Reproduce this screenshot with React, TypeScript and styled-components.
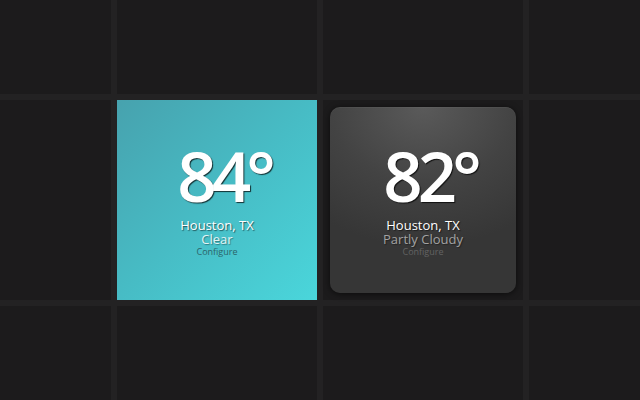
import React from "react";
import styled, { createGlobalStyle } from "styled-components";

type Tile = {
  id: number;
  kind?: "teal" | "dark";
  temp?: number;
  city?: string;
  sky?: string;
};

const tiles: Tile[] = [
  { id: 1 }, { id: 2 }, { id: 3 }, { id: 4 },
  { id: 5 },
  { id: 6, kind: "teal", temp: 84, city: "Houston, TX", sky: "Clear" },
  { id: 7, kind: "dark", temp: 82, city: "Houston, TX", sky: "Partly Cloudy" },
  { id: 8 },
  { id: 9 }, { id: 10 }, { id: 11 }, { id: 12 },
];

export default function App() {
  return (
    <>
      <GlobalStyle />
      <Stage>
        <Grid>
          {tiles.map((t) =>
            t.kind === "teal" ? (
              <TealTile key={t.id}>
                <Weather temp={t.temp!} city={t.city!} sky={t.sky!} tone="teal" />
              </TealTile>
            ) : t.kind === "dark" ? (
              <Cell key={t.id}>
                <DarkCard>
                  <Weather temp={t.temp!} city={t.city!} sky={t.sky!} tone="dark" />
                </DarkCard>
              </Cell>
            ) : (
              <Cell key={t.id} />
            )
          )}
        </Grid>
      </Stage>
    </>
  );
}

function Weather({ temp, city, sky, tone }: { temp: number; city: string; sky: string; tone: "teal" | "dark" }) {
  return (
    <Info>
      <Temp>{temp}°</Temp>
      <City>{city}</City>
      <Sky $tone={tone}>{sky}</Sky>
      <Configure $tone={tone}>Configure</Configure>
    </Info>
  );
}

const GlobalStyle = createGlobalStyle`
  html, body {
    margin: 0;
    padding: 0;
    background: #232223;
    overflow: hidden;
  }
  body {
    font-family: "Open Sans", "DejaVu Sans", sans-serif;
  }
`;

const Stage = styled.div`
  width: 100vw;
  height: 100vh;
  display: flex;
  justify-content: center;
  align-items: center;
  overflow: hidden;
`;

const Grid = styled.div`
  flex: none;
  display: grid;
  grid-template-columns: repeat(4, 200px);
  grid-template-rows: repeat(3, 200px);
  gap: 6px;
`;

const Cell = styled.div`
  background: #1c1b1c;
  padding: 7px;
  display: flex;
`;

const TealTile = styled.div`
  background: linear-gradient(135deg, #47a2ae 0%, #47bcc5 50%, #4ad6db 100%);
  display: flex;
`;

const DarkCard = styled.div`
  flex: 1;
  display: flex;
  border-radius: 10px;
  background: radial-gradient(ellipse 90% 75% at 50% 0%, #5a5a5a 0%, #434343 55%, #363636 100%);
  box-shadow: 0 1px 6px rgba(0, 0, 0, 0.6), inset 0 1px 0 rgba(255, 255, 255, 0.04);
`;

const Info = styled.div`
  flex: 1;
  display: flex;
  flex-direction: column;
  align-items: center;
  justify-content: center;
  padding-bottom: 2px;
`;

const Temp = styled.div`
  font-size: 69px;
  font-weight: 600;
  line-height: 70px;
  letter-spacing: -5px;
  color: #fff;
  text-shadow: 1px 1px 1px rgba(0, 0, 0, 0.75);
  margin-bottom: 8px;
  padding-left: 14px;
`;

const City = styled.div`
  font-size: 13px;
  line-height: 14px;
  color: #fff;
  text-shadow: 1px 1px 1px rgba(0, 0, 0, 0.55);
`;

const Sky = styled.div<{ $tone: "teal" | "dark" }>`
  font-size: 13px;
  line-height: 14px;
  color: ${(p) => (p.$tone === "teal" ? "#e2f4f5" : "#a2a2a2")};
  text-shadow: 1px 1px 1px rgba(0, 0, 0, 0.35);
`;

const Configure = styled.div<{ $tone: "teal" | "dark" }>`
  font-size: 9px;
  line-height: 12px;
  color: ${(p) => (p.$tone === "teal" ? "#2b6469" : "#636363")};
`;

· · ·

Your objective: Transcribe the material exactly, leaving every picture out.

Full solution:
Reproduce this screenshot with React, TypeScript and styled-components.
import React from "react";
import styled, { createGlobalStyle } from "styled-components";

type Tile = {
  id: number;
  kind?: "teal" | "dark";
  temp?: number;
  city?: string;
  sky?: string;
};

const tiles: Tile[] = [
  { id: 1 }, { id: 2 }, { id: 3 }, { id: 4 },
  { id: 5 },
  { id: 6, kind: "teal", temp: 84, city: "Houston, TX", sky: "Clear" },
  { id: 7, kind: "dark", temp: 82, city: "Houston, TX", sky: "Partly Cloudy" },
  { id: 8 },
  { id: 9 }, { id: 10 }, { id: 11 }, { id: 12 },
];

export default function App() {
  return (
    <>
      <GlobalStyle />
      <Stage>
        <Grid>
          {tiles.map((t) =>
            t.kind === "teal" ? (
              <TealTile key={t.id}>
                <Weather temp={t.temp!} city={t.city!} sky={t.sky!} tone="teal" />
              </TealTile>
            ) : t.kind === "dark" ? (
              <Cell key={t.id}>
                <DarkCard>
                  <Weather temp={t.temp!} city={t.city!} sky={t.sky!} tone="dark" />
                </DarkCard>
              </Cell>
            ) : (
              <Cell key={t.id} />
            )
          )}
        </Grid>
      </Stage>
    </>
  );
}

function Weather({ temp, city, sky, tone }: { temp: number; city: string; sky: string; tone: "teal" | "dark" }) {
  return (
    <Info>
      <Temp>{temp}°</Temp>
      <City>{city}</City>
      <Sky $tone={tone}>{sky}</Sky>
      <Configure $tone={tone}>Configure</Configure>
    </Info>
  );
}

const GlobalStyle = createGlobalStyle`
  html, body {
    margin: 0;
    padding: 0;
    background: #232223;
    overflow: hidden;
  }
  body {
    font-family: "Open Sans", "DejaVu Sans", sans-serif;
  }
`;

const Stage = styled.div`
  width: 100vw;
  height: 100vh;
  display: flex;
  justify-content: center;
  align-items: center;
  overflow: hidden;
`;

const Grid = styled.div`
  flex: none;
  display: grid;
  grid-template-columns: repeat(4, 200px);
  grid-template-rows: repeat(3, 200px);
  gap: 6px;
`;

const Cell = styled.div`
  background: #1c1b1c;
  padding: 7px;
  display: flex;
`;

const TealTile = styled.div`
  background: linear-gradient(135deg, #47a2ae 0%, #47bcc5 50%, #4ad6db 100%);
  display: flex;
`;

const DarkCard = styled.div`
  flex: 1;
  display: flex;
  border-radius: 10px;
  background: radial-gradient(ellipse 90% 75% at 50% 0%, #5a5a5a 0%, #434343 55%, #363636 100%);
  box-shadow: 0 1px 6px rgba(0, 0, 0, 0.6), inset 0 1px 0 rgba(255, 255, 255, 0.04);
`;

const Info = styled.div`
  flex: 1;
  display: flex;
  flex-direction: column;
  align-items: center;
  justify-content: center;
  padding-bottom: 2px;
`;

const Temp = styled.div`
  font-size: 69px;
  font-weight: 600;
  line-height: 70px;
  letter-spacing: -5px;
  color: #fff;
  text-shadow: 1px 1px 1px rgba(0, 0, 0, 0.75);
  margin-bottom: 8px;
  padding-left: 14px;
`;

const City = styled.div`
  font-size: 13px;
  line-height: 14px;
  color: #fff;
  text-shadow: 1px 1px 1px rgba(0, 0, 0, 0.55);
`;

const Sky = styled.div<{ $tone: "teal" | "dark" }>`
  font-size: 13px;
  line-height: 14px;
  color: ${(p) => (p.$tone === "teal" ? "#e2f4f5" : "#a2a2a2")};
  text-shadow: 1px 1px 1px rgba(0, 0, 0, 0.35);
`;

const Configure = styled.div<{ $tone: "teal" | "dark" }>`
  font-size: 9px;
  line-height: 12px;
  color: ${(p) => (p.$tone === "teal" ? "#2b6469" : "#636363")};
`;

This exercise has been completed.